In his book-length essay The Great Derangement from 2016, perhaps Mr. Ghosh’s most programmatic book, the author synthesizes his position as a fiction writer confronted with an unmanageable reality, and he tries to answer some of the most impossible questions that the subject has to offer. In doing so, he reframes the climate crisis as a crisis of culture too. He traces how much of current literature, just like the politics of modernity, with its emphasis on individual experience, is not equipped to tackle the unfathomable nature and scale of climate change. He lucidly traces how the unequal distribution of power, through capitalism and empire, may very well be one of the biggest impediments to confront and combat climate change. In doing so, he traces ways in which humanity can break through the all-encompassing political stagnation around climate change. And he calls upon his fellow writers to help imagine alternatives and confront the uncanny character of climate change head-on. He thus asks, dissects, and explores very urgent and universal matters, which have rarely been addressed in such a luminous, honest and personal way.

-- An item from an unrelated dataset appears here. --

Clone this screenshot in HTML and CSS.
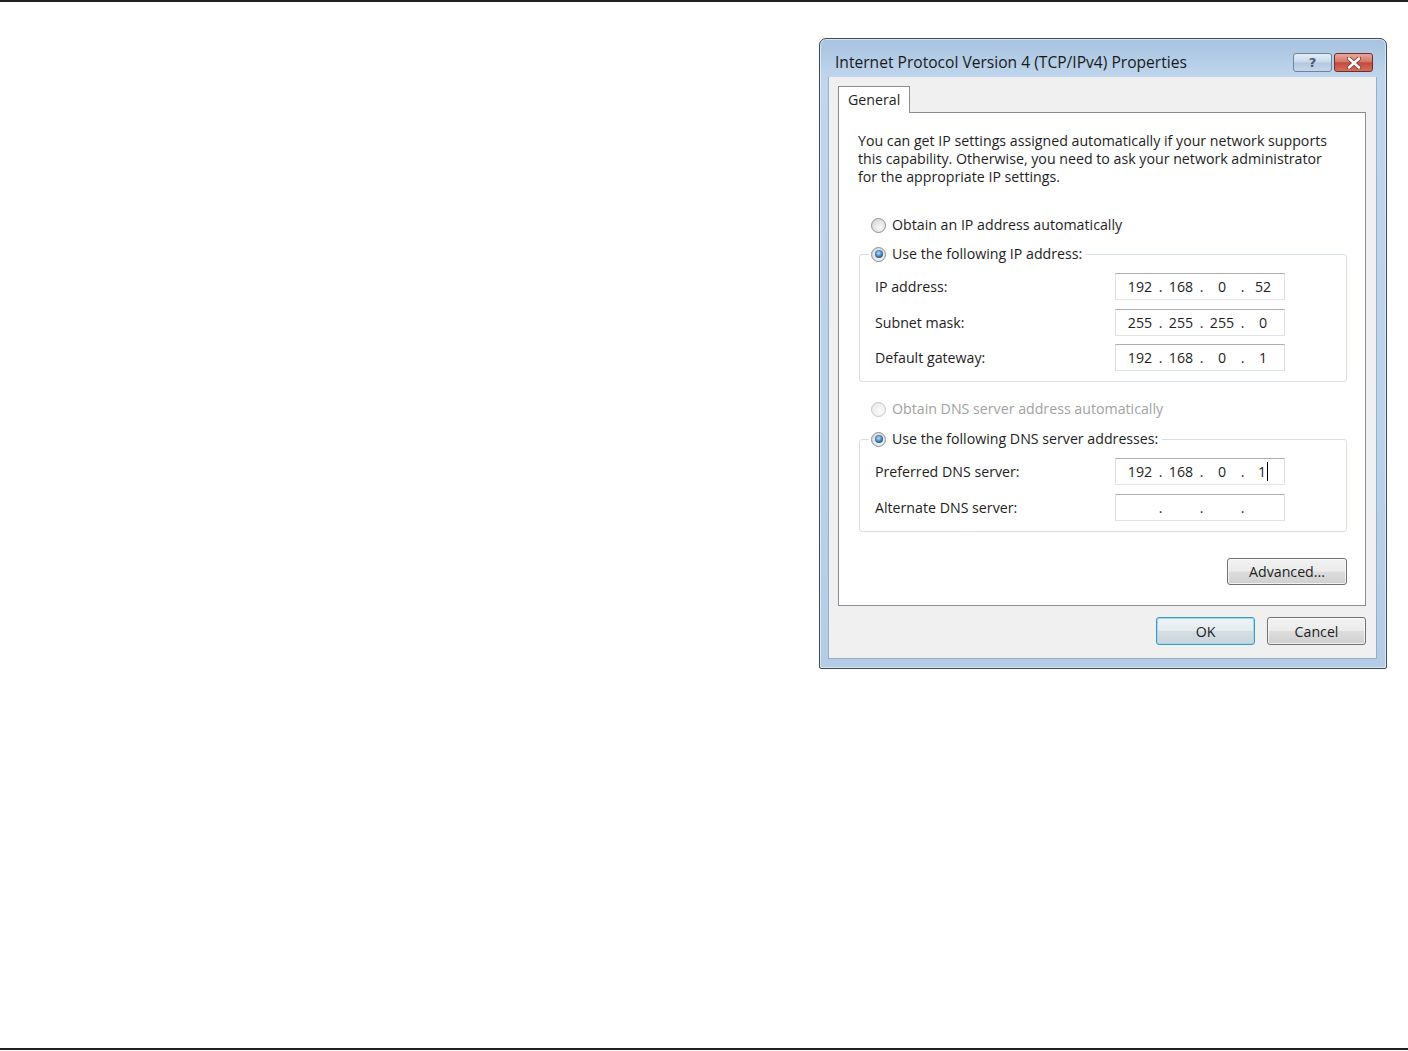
FILE: index.html
```html
<!DOCTYPE html>
<html lang="en">
<head>
    <meta charset="UTF-8">
    <title>Internet Protocol Version 4 (TCP/IPv4) Properties</title>
    <link rel="stylesheet" href="styles.css">
</head>
<body>
<div class="page">
    <div class="rule"></div>

    <div class="canvas">
        <!-- Dialog window -->
        <div class="dialog">
            <div class="titlebar">
                <span class="title">Internet Protocol Version 4 (TCP/IPv4) Properties</span>
                <div class="caption-btns">
                    <button class="cap help">?</button>
                    <button class="cap close">
                        <svg width="16" height="12" viewBox="0 0 16 12">
                            <path d="M3 1.5 L13 10.5 M13 1.5 L3 10.5" stroke="#7a3530" stroke-width="4.2" stroke-linecap="round"/>
                            <path d="M3 1.5 L13 10.5 M13 1.5 L3 10.5" stroke="#ffffff" stroke-width="2.6" stroke-linecap="round"/>
                        </svg>
                    </button>
                </div>
            </div>

            <div class="body">
                <div class="tabs"><span class="tab">General</span></div>

                <div class="panel">
                    <p class="intro">You can get IP settings assigned automatically if your network supports<br>this capability. Otherwise, you need to ask your network administrator<br>for the appropriate IP settings.</p>

                    <div class="opt first"><span class="radio"></span>Obtain an IP address automatically</div>
                    <fieldset class="group">
                        <legend><span class="opt"><span class="radio on"></span>Use the following IP address:</span></legend>
                        <div class="row">
                            <span class="lbl">IP address:</span>
                            <div class="ip"><span class="oct">192</span><span class="dot">.</span><span class="oct">168</span><span class="dot">.</span><span class="oct">0</span><span class="dot">.</span><span class="oct">52</span></div>
                        </div>
                        <div class="row">
                            <span class="lbl">Subnet mask:</span>
                            <div class="ip"><span class="oct">255</span><span class="dot">.</span><span class="oct">255</span><span class="dot">.</span><span class="oct">255</span><span class="dot">.</span><span class="oct">0</span></div>
                        </div>
                        <div class="row">
                            <span class="lbl">Default gateway:</span>
                            <div class="ip"><span class="oct">192</span><span class="dot">.</span><span class="oct">168</span><span class="dot">.</span><span class="oct">0</span><span class="dot">.</span><span class="oct">1</span></div>
                        </div>
                    </fieldset>

                    <div class="opt second disabled"><span class="radio"></span>Obtain DNS server address automatically</div>
                    <fieldset class="group dns">
                        <legend><span class="opt"><span class="radio on"></span>Use the following DNS server addresses:</span></legend>
                        <div class="row">
                            <span class="lbl">Preferred DNS server:</span>
                            <div class="ip"><span class="oct">192</span><span class="dot">.</span><span class="oct">168</span><span class="dot">.</span><span class="oct">0</span><span class="dot">.</span><span class="oct"><span class="caret">1</span></span></div>
                        </div>
                        <div class="row">
                            <span class="lbl">Alternate DNS server:</span>
                            <div class="ip"><span class="oct"></span><span class="dot">.</span><span class="oct"></span><span class="dot">.</span><span class="oct"></span><span class="dot">.</span><span class="oct"></span></div>
                        </div>
                    </fieldset>

                    <div class="adv-row"><button class="btn adv">Advanced...</button></div>
                </div>

                <div class="footer">
                    <button class="btn ok">OK</button>
                    <button class="btn">Cancel</button>
                </div>
            </div>
        </div>
    </div>

    <div class="rule bottom"></div>
</div>
</body>
</html>
```

FILE: styles.css
```css
* {
    margin: 0;
    padding: 0;
    box-sizing: border-box;
}

body {
    background: #ffffff;
    font-family: "Open Sans", "Noto Sans", sans-serif;
    font-size: 14.2px;
    color: #1e1e1e;
}

.page {
    height: 1051px;
    display: flex;
    flex-direction: column;
}

.rule {
    height: 2px;
    background: #231f20;
}

.rule.bottom {
    margin-bottom: 1px;
}

.canvas {
    flex: 1;
}

/* Window frame */
.dialog {
    width: 568px;
    height: 631px;
    margin: 36px 0 0 819px;
    border: 1px solid #3f4a55;
    border-radius: 7px 7px 2px 2px;
    background: linear-gradient(180deg, #a7c3e1 0%, #bfd5ec 6%, #bad2ea 60%, #b4cde7 100%);
    box-shadow: inset 0 0 0 1px rgba(255, 255, 255, 0.55);
    display: flex;
    flex-direction: column;
}

.titlebar {
    height: 38px;
    display: flex;
    justify-content: space-between;
    align-items: flex-start;
    padding: 0 13px 0 15px;
}

.title {
    margin-top: 13px;
    line-height: 20px;
    font-size: 15.6px;
    color: #1a1a1a;
}

.caption-btns {
    display: flex;
    gap: 2px;
    margin-top: 14px;
}

.cap {
    width: 39px;
    height: 19px;
    border-radius: 3px;
    display: flex;
    align-items: center;
    justify-content: center;
    font-family: "DejaVu Sans", sans-serif;
}

.help {
    border: 1px solid #6f839c;
    background: linear-gradient(180deg, #e4edf7 0%, #c8d8ea 48%, #b3c8df 52%, #c4d6ea 100%);
    color: #4a5a6e;
    font-size: 13px;
    font-weight: bold;
}

.close {
    border: 1px solid #6e2f2a;
    background: linear-gradient(180deg, #e9a89c 0%, #d6776a 45%, #c24b3c 52%, #d4705f 100%);
}

/* Client area */
.body {
    flex: 1;
    margin: 0 9px 9px 8px;
    background: #f0f0f0;
    border: 1px solid #97aec6;
    border-top: none;
    padding: 9px 10px 0 9px;
}

.tabs {
    display: flex;
}

.tab {
    position: relative;
    z-index: 1;
    height: 27px;
    margin-bottom: -1px;
    padding: 3px 9px 0 9px;
    border: 1px solid #898c95;
    border-bottom: none;
    background: #ffffff;
    line-height: 20px;
}

.panel {
    height: 494px;
    border: 1px solid #898c95;
    background: #ffffff;
    padding: 19px 17px 0 19px;
}

.intro {
    line-height: 18px;
}

.opt {
    display: flex;
    align-items: center;
    gap: 6px;
    line-height: 18px;
}

.opt.first {
    margin: 30px 0 0 13px;
}

.opt.second {
    margin: 18px 0 0 13px;
}

.opt.disabled {
    color: #a2a2a2;
}

.radio {
    width: 15px;
    height: 15px;
    border-radius: 50%;
    border: 1px solid #8c8f94;
    background: radial-gradient(circle at 60% 65%, #f8f8f8 0%, #dcdcdc 70%, #c8c8c8 100%);
    display: flex;
    align-items: center;
    justify-content: center;
}

.disabled .radio {
    border-color: #c4c6c9;
    background: radial-gradient(circle at 60% 65%, #fafafa 0%, #e6e6e6 100%);
}

.radio.on::after {
    content: "";
    width: 8px;
    height: 8px;
    border-radius: 50%;
    background: radial-gradient(circle at 45% 40%, #cbe6fa 0%, #5d9bd0 35%, #1f4f7c 75%, #163c60 100%);
}

/* Group boxes */
.group {
    width: 488px;
    margin: 11px 0 0 1px;
    border: 1px solid #d5dfe5;
    border-radius: 3px;
    padding: 10px 0 10px 15px;
}

.group.dns {
    margin-top: 12px;
    padding-top: 10px;
}

.group legend {
    margin-left: -6px;
    padding: 0 4px 0 2px;
}

.row {
    display: flex;
    align-items: center;
    height: 27px;
}

.row + .row {
    margin-top: 8.5px;
}

.lbl {
    width: 240px;
}

.ip {
    width: 170px;
    height: 27px;
    border: 1px solid #dfe3e8;
    border-top-color: #abadb3;
    display: flex;
    align-items: center;
    padding-left: 9px;
}

.oct {
    width: 30px;
    text-align: center;
}

.dot {
    width: 11px;
    text-align: center;
}

.caret {
    border-right: 1px solid #000000;
    padding-right: 1px;
}

/* Buttons */
.btn {
    height: 27px;
    font-family: inherit;
    font-size: 14.2px;
    color: #1e1e1e;
    border: 1px solid #707070;
    border-radius: 3px;
    background: linear-gradient(180deg, #f2f2f2 0%, #ebebeb 48%, #dddddd 52%, #cfcfcf 100%);
    box-shadow: inset 0 0 0 1px rgba(255, 255, 255, 0.7);
}

.adv-row {
    display: flex;
    justify-content: flex-end;
    width: 489px;
    margin-top: 26px;
}

.adv {
    width: 120px;
}

.footer {
    display: flex;
    justify-content: flex-end;
    gap: 12px;
    padding-top: 11px;
}

.footer .btn {
    width: 99px;
    height: 28px;
}

.btn.ok {
    border-color: #3c9ac2;
    box-shadow: inset 0 0 0 1px #9fd8f0;
    background: linear-gradient(180deg, #eef3f6 0%, #e4ecf0 48%, #d4dde2 52%, #cad6dc 100%);
}
```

Amitav Ghosh has transformed the utter powerlessness of the individual, faced with the superhuman threat of climate change, into an appealing and convincing form of moral and intellectual leadership. Using a rich range of academic and literary techniques, he has imagined the unthinkable. He has shaped himself into an exemplary spokesman both for the past and for our own time, both for humans and for nature, both for his readers and for the people whose voices are usually insufficiently taken into account, both for the leaders and world citizens of today and for those of tomorrow.

Dear Amitav Ghosh, in light of these remarkable achievements, and in the hope that your writing and especially your imagination will continue to be an inspiring call to action for many people in the years to come, it gives me great pleasure to convey to you, on behalf of the Board of the Erasmus Prize Foundation, our warmest congratulations on being awarded the 2024 Erasmus Prize.